## Directive
Transcribe everything in the data word for word. Pictures are left out.

________________

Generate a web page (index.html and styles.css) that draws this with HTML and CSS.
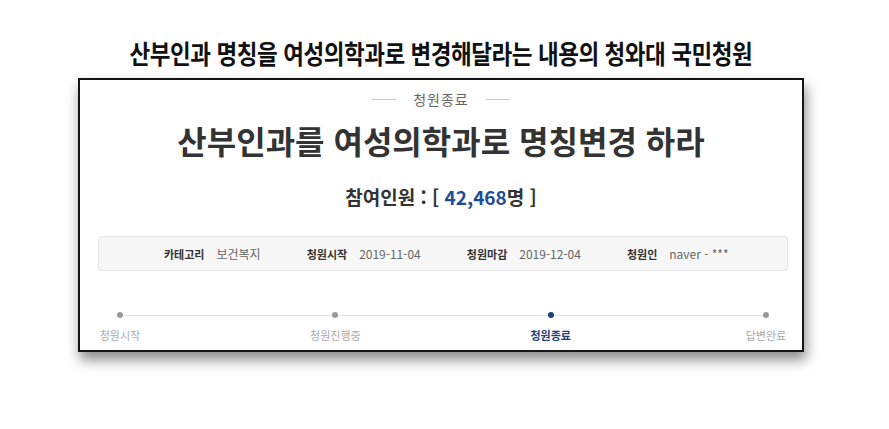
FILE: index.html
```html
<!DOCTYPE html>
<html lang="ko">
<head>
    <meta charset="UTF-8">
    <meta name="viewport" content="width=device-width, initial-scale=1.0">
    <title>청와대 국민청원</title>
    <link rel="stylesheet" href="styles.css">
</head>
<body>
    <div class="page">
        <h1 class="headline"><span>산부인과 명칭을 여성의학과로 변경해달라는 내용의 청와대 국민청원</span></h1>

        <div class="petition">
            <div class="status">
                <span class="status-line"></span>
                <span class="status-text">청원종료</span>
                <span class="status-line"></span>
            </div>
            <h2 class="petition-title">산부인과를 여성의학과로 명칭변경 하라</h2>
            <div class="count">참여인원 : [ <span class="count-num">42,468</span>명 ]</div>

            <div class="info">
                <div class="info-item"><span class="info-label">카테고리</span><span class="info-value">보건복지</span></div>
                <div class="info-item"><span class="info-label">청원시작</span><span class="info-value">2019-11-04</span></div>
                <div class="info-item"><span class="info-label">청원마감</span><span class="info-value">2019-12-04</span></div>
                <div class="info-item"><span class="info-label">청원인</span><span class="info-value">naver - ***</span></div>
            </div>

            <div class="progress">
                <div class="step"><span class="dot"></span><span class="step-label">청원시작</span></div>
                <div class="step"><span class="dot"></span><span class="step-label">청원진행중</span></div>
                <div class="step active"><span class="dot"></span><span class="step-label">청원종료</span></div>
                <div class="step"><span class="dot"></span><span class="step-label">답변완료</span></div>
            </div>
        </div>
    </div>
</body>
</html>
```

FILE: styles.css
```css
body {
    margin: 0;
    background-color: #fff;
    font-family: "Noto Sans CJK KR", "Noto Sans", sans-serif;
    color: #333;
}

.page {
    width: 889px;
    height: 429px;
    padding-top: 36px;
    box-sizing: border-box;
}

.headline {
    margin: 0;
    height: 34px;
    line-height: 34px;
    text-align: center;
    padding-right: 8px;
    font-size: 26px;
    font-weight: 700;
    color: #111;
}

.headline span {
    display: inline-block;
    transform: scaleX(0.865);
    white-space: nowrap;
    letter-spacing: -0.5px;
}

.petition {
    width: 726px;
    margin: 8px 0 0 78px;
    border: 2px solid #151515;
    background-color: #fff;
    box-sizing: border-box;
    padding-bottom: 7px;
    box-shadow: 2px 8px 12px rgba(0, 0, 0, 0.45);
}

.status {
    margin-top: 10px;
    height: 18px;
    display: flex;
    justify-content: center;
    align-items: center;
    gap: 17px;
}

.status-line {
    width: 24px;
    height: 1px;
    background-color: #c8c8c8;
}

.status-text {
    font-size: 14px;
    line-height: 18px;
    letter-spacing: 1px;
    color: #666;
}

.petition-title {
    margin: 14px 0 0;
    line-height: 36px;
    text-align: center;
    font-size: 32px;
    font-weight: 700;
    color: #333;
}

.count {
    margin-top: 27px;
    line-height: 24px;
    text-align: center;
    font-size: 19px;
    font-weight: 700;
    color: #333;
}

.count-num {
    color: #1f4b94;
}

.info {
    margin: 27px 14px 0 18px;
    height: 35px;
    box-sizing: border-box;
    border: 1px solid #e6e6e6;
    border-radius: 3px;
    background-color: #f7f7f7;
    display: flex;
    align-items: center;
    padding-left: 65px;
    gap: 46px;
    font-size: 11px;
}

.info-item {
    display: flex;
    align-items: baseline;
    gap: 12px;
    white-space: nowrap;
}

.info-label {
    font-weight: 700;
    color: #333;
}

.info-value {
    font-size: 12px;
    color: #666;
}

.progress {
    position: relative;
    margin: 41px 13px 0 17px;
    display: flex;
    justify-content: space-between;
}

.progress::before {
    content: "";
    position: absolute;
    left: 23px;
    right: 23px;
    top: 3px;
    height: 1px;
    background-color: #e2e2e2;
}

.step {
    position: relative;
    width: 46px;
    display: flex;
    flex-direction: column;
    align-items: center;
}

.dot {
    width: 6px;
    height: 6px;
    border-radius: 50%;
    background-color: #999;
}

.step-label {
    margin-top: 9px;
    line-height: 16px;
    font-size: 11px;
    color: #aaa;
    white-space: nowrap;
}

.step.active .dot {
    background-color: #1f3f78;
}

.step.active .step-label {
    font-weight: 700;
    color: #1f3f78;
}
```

________________

## Full solution
Generate a web page (index.html and styles.css) that draws this with HTML and CSS.
FILE: index.html
```html
<!DOCTYPE html>
<html lang="ko">
<head>
    <meta charset="UTF-8">
    <meta name="viewport" content="width=device-width, initial-scale=1.0">
    <title>청와대 국민청원</title>
    <link rel="stylesheet" href="styles.css">
</head>
<body>
    <div class="page">
        <h1 class="headline"><span>산부인과 명칭을 여성의학과로 변경해달라는 내용의 청와대 국민청원</span></h1>

        <div class="petition">
            <div class="status">
                <span class="status-line"></span>
                <span class="status-text">청원종료</span>
                <span class="status-line"></span>
            </div>
            <h2 class="petition-title">산부인과를 여성의학과로 명칭변경 하라</h2>
            <div class="count">참여인원 : [ <span class="count-num">42,468</span>명 ]</div>

            <div class="info">
                <div class="info-item"><span class="info-label">카테고리</span><span class="info-value">보건복지</span></div>
                <div class="info-item"><span class="info-label">청원시작</span><span class="info-value">2019-11-04</span></div>
                <div class="info-item"><span class="info-label">청원마감</span><span class="info-value">2019-12-04</span></div>
                <div class="info-item"><span class="info-label">청원인</span><span class="info-value">naver - ***</span></div>
            </div>

            <div class="progress">
                <div class="step"><span class="dot"></span><span class="step-label">청원시작</span></div>
                <div class="step"><span class="dot"></span><span class="step-label">청원진행중</span></div>
                <div class="step active"><span class="dot"></span><span class="step-label">청원종료</span></div>
                <div class="step"><span class="dot"></span><span class="step-label">답변완료</span></div>
            </div>
        </div>
    </div>
</body>
</html>
```

FILE: styles.css
```css
body {
    margin: 0;
    background-color: #fff;
    font-family: "Noto Sans CJK KR", "Noto Sans", sans-serif;
    color: #333;
}

.page {
    width: 889px;
    height: 429px;
    padding-top: 36px;
    box-sizing: border-box;
}

.headline {
    margin: 0;
    height: 34px;
    line-height: 34px;
    text-align: center;
    padding-right: 8px;
    font-size: 26px;
    font-weight: 700;
    color: #111;
}

.headline span {
    display: inline-block;
    transform: scaleX(0.865);
    white-space: nowrap;
    letter-spacing: -0.5px;
}

.petition {
    width: 726px;
    margin: 8px 0 0 78px;
    border: 2px solid #151515;
    background-color: #fff;
    box-sizing: border-box;
    padding-bottom: 7px;
    box-shadow: 2px 8px 12px rgba(0, 0, 0, 0.45);
}

.status {
    margin-top: 10px;
    height: 18px;
    display: flex;
    justify-content: center;
    align-items: center;
    gap: 17px;
}

.status-line {
    width: 24px;
    height: 1px;
    background-color: #c8c8c8;
}

.status-text {
    font-size: 14px;
    line-height: 18px;
    letter-spacing: 1px;
    color: #666;
}

.petition-title {
    margin: 14px 0 0;
    line-height: 36px;
    text-align: center;
    font-size: 32px;
    font-weight: 700;
    color: #333;
}

.count {
    margin-top: 27px;
    line-height: 24px;
    text-align: center;
    font-size: 19px;
    font-weight: 700;
    color: #333;
}

.count-num {
    color: #1f4b94;
}

.info {
    margin: 27px 14px 0 18px;
    height: 35px;
    box-sizing: border-box;
    border: 1px solid #e6e6e6;
    border-radius: 3px;
    background-color: #f7f7f7;
    display: flex;
    align-items: center;
    padding-left: 65px;
    gap: 46px;
    font-size: 11px;
}

.info-item {
    display: flex;
    align-items: baseline;
    gap: 12px;
    white-space: nowrap;
}

.info-label {
    font-weight: 700;
    color: #333;
}

.info-value {
    font-size: 12px;
    color: #666;
}

.progress {
    position: relative;
    margin: 41px 13px 0 17px;
    display: flex;
    justify-content: space-between;
}

.progress::before {
    content: "";
    position: absolute;
    left: 23px;
    right: 23px;
    top: 3px;
    height: 1px;
    background-color: #e2e2e2;
}

.step {
    position: relative;
    width: 46px;
    display: flex;
    flex-direction: column;
    align-items: center;
}

.dot {
    width: 6px;
    height: 6px;
    border-radius: 50%;
    background-color: #999;
}

.step-label {
    margin-top: 9px;
    line-height: 16px;
    font-size: 11px;
    color: #aaa;
    white-space: nowrap;
}

.step.active .dot {
    background-color: #1f3f78;
}

.step.active .step-label {
    font-weight: 700;
    color: #1f3f78;
}
```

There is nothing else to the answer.